Obama on Tuesday surrounded himself with firefighters and other first responders at the White House, where he said Republicans would be at fault if the spending reductions take effect and cost the jobs of emergency personnel. The campaign-style event marked the beginning of what aides described as an intensifying push to pressure Congress to postpone the cuts — or to blame Republicans in Congress if it doesn’t. Republicans fought back by seeking to portray Obama as the mastermind of the spending reductions, known as the sequester, thereby making him responsible for any damage they cause to the military and the economy. The escalating efforts are a reflection of how crucial the sequester has become in the long-running debate over the size and scope of the federal government.

No matter how the idea came about, the $1.2 trillion in cuts to defense and domestic spending will nevertheless serve as a high-profile test of the deep reductions in federal spending that have been a hallmark of Republican economic thinking for years. If the cuts are instituted and Americans do not see them as a major problem, that could serve as an affirmation of the GOP view that the government is unnecessarily big and a hindrance to private-sector growth. If there is a significant backlash, public sentiment is likely to shift toward the Democrats, who generally see the government as a positive force. The sequester is the result of a summer 2011 deal between Obama and Congress that was designed to be so distasteful that it would compel lawmakers to agree on a broader framework to tame federal borrowing.

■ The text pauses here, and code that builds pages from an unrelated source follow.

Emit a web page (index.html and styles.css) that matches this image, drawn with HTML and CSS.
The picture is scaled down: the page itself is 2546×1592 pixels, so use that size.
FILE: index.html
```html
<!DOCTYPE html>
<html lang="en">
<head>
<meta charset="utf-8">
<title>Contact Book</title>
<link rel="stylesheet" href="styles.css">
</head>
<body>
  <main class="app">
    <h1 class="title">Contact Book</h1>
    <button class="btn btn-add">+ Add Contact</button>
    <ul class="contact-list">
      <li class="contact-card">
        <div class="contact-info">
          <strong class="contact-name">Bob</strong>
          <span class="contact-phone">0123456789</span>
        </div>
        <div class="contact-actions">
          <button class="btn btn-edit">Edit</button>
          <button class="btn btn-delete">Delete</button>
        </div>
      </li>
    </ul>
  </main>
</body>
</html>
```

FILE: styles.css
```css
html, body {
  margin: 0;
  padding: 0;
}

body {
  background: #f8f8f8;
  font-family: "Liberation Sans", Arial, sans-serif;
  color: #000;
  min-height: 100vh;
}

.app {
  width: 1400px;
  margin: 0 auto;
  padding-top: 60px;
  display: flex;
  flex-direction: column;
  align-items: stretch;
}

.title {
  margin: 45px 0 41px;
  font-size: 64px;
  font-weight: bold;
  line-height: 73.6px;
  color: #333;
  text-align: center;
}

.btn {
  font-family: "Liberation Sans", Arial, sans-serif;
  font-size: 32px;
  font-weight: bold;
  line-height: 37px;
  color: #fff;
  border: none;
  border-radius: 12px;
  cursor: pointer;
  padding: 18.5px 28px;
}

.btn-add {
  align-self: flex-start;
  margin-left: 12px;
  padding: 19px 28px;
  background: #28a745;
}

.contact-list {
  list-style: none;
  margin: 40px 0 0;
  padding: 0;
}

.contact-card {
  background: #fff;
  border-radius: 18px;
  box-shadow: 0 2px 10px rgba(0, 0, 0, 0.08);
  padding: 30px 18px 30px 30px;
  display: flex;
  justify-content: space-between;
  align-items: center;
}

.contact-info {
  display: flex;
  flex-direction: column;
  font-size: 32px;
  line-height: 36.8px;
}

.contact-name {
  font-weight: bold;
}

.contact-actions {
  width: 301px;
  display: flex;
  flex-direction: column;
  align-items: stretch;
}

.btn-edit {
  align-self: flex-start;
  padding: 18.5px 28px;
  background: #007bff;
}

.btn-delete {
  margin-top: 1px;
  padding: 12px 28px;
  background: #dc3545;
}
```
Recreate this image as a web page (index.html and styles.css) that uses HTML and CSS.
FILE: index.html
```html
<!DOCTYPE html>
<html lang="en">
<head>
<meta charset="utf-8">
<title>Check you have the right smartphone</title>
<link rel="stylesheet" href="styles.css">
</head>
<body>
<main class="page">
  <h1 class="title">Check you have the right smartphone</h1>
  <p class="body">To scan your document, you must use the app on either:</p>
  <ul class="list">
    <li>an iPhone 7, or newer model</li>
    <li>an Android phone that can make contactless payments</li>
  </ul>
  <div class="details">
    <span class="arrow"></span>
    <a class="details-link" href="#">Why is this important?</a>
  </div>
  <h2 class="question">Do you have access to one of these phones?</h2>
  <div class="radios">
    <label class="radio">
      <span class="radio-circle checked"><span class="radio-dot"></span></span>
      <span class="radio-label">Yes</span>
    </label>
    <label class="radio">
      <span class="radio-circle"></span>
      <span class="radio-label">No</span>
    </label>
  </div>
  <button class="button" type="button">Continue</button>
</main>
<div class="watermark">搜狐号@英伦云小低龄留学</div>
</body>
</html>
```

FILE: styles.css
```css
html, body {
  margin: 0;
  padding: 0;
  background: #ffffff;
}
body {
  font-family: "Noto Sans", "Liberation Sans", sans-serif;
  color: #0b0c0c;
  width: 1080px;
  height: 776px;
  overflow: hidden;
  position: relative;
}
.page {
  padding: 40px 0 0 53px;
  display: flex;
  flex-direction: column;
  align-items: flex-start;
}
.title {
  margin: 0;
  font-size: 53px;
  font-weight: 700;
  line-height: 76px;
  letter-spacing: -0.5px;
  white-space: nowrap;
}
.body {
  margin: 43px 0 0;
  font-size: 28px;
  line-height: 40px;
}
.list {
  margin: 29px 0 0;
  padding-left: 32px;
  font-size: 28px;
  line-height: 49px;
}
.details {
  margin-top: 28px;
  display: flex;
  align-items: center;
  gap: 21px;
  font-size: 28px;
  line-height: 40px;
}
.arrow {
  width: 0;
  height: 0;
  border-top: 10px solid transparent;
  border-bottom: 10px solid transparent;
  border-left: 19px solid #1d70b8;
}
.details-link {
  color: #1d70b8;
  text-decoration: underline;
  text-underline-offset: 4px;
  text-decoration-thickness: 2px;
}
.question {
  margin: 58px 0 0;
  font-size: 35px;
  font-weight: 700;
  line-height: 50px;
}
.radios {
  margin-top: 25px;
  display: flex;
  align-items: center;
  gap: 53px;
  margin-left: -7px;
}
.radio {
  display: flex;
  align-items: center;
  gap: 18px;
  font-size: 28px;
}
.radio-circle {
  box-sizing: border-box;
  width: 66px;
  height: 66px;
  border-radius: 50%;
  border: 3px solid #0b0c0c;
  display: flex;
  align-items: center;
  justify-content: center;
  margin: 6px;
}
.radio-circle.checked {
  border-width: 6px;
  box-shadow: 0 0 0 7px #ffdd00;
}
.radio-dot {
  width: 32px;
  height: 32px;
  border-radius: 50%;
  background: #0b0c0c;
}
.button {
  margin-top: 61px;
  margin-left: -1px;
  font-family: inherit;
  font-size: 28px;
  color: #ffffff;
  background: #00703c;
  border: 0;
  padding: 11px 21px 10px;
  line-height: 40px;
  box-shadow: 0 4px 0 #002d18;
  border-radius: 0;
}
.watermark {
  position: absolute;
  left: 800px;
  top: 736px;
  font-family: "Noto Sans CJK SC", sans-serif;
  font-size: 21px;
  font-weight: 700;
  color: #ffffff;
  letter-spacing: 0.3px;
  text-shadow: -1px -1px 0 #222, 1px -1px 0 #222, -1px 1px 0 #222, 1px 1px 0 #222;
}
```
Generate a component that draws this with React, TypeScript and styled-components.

That hasn’t happened. And with no recent communication between the White House and congressional Republicans, much of Washington seems resigned to the cuts taking effect March 1. The deal requires the government to dramatically trim spending on a wide range of domestic programs, including education as well as research and development. It would lead to the furlough of thousands of workers, officials say. And it would also sharply reduce spending at the Pentagon — a prospect that would help stabilize the federal debt over the next decade but that also creates deep anxiety among military leaders.

Macroeconomic Advisers, an independent economic group, said Tuesday that sequestration would cost 700,000 jobs and push the unemployment rate a quarter of a percentage point higher than it otherwise would have been. The group said in its analysis that the cuts would be a significant economic hit, given that taxes have already gone up this year and “with the economy still struggling to overcome the legacy of the Great Recession.” Obama said he prefers to delay the sequester through the end of the year by trimming other spending, such as farm subsidies, and raising more money by limiting breaks and loopholes that favor top earners and select industries, such as oil and gas companies.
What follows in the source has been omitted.